I don’t think i ever wrote about the Norse (besides some unfinished essays mentioning the myths in brief), but i had a heated “Scandinavia phase” in mid high-school where i listened to Edvard Grieg’s Peer Gynt daily, read about Asbjørnsen og Moe, dreaming about them searching for folk stories in Norwegian villages, and scoured the internet for any Theodor Kittelsen painting i could find.

And of course reading the hell out of the Eddas. Thanks to finding the Penguin Book of Norse Myths by Kevin Crossley Holland at a local bookstore in Ankara.
Lastly, another book i read in that period was a historical fictionary novel about the Vinland expedition, lent (lended) to me by my English literature teacher at school, Mr.Arif.
The painting “Echo” by Theodor Kittelsen. Are these the fjords?
I never wrote about the Irish but i recorded some Gaelic melodies on the tin whistle, like Whiskey in the Jar or the Auld Lang Syne (i played it on new year!) which are on my YouTube page.
One of the only topics i mentioned here which i’ve been successful in publishing about is Central Asia. This blog post following the migration of a Persian word into Turkish and then into English has a big section about the Turko-Persian mix. And an old blog post i have mentions an Italian colony and their linguistic legacy in the language of the Crimean-Turkish of my grandmother’s grandmother.
My interest in Bosnia is fairly new. I only have the daily writings i published during my week long stay there, available over on Instagram. About Moldova, i have an almost finished blog post about the Jewish culture i didn’t expect to find there.
For Africa i have two unfinished essays. One about West Africa and the Bantu sculptures which have been taken to British museums, and the other about Meroë, the descendants of Ancient Egyptians in the time of the Romans.
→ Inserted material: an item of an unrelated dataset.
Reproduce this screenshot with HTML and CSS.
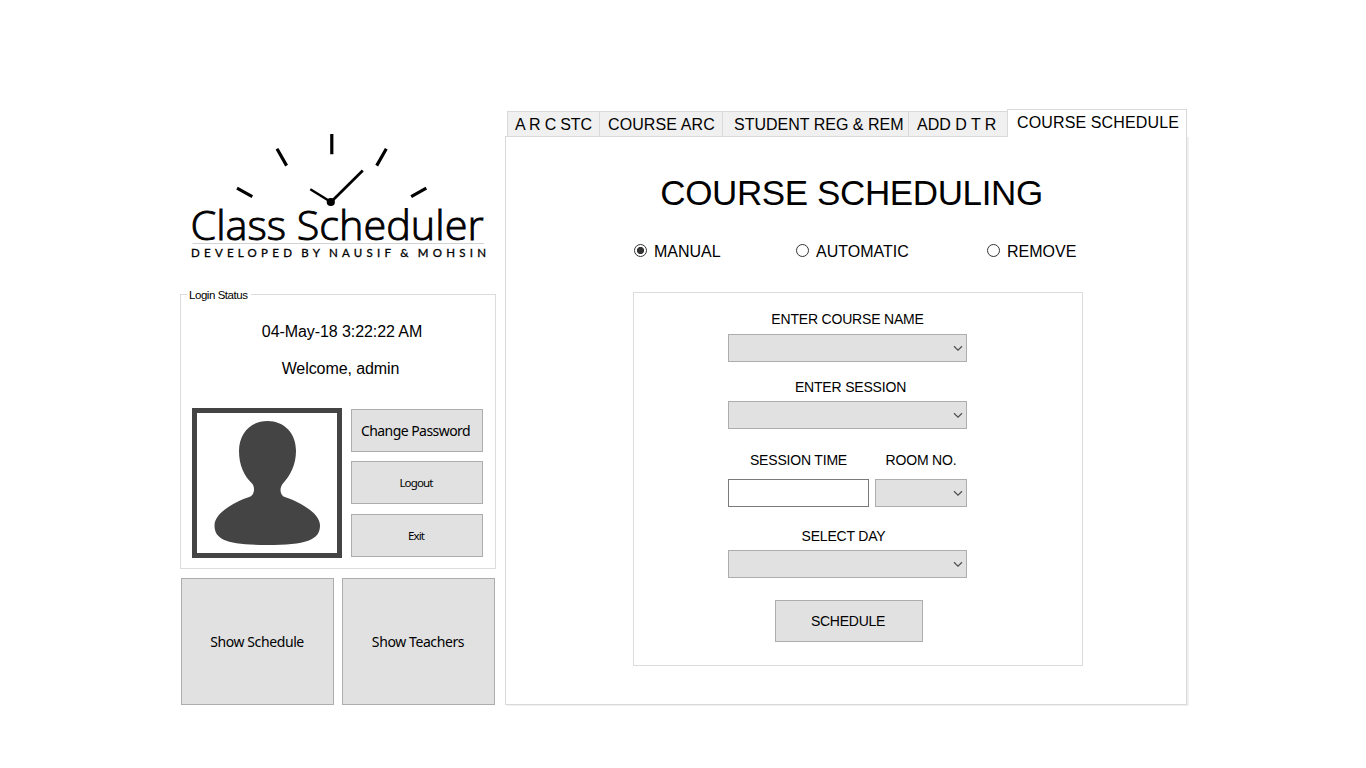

About the Caribbeans, the African culture across the oceans, i wrote a draft essay about their music, Reggae, and its influence worldwide and on Turkey, called “Reggae and Turkey”. It was a project i spent weeks on and had already written 10 pages (10 polished pages for a blog post is a lot). Even if these are unfinished, the research i did for them really benefited my worldview and i learned a lot of things i was curious about.
New year new voyages
This is kinda shaping up to a “New Year New Goals” post. So I’d like to say a few things about travelling in the new year and what it’s been like last year.
Ecem (my girlfriend) introduced us to a great Kazakh friend she connected with online and thanks to her efforts, the place names there feel more real than ever, as we will be visiting and staying there next month, and more so because we have a friend who is from that country.
My interest in the Balkans has also been sparked by Ecem, since she convinced me to go on two trips there in 2024, one to Moldova, one to Bosnia, despite my initial reluctance.
I wish to make the names on these maps feel more real in the near future, by meeting people of those lands, through methods i’ve recently learned of (like couchsurfing, i already hosted my first guest last January, a bike traveller all the way from Germany!), and by visiting the names on the map in person, to learn their histories, their languages as much as i can, and taking care to spend time in places tourists normally find the most uninteresting. Those places are where the real fun is at!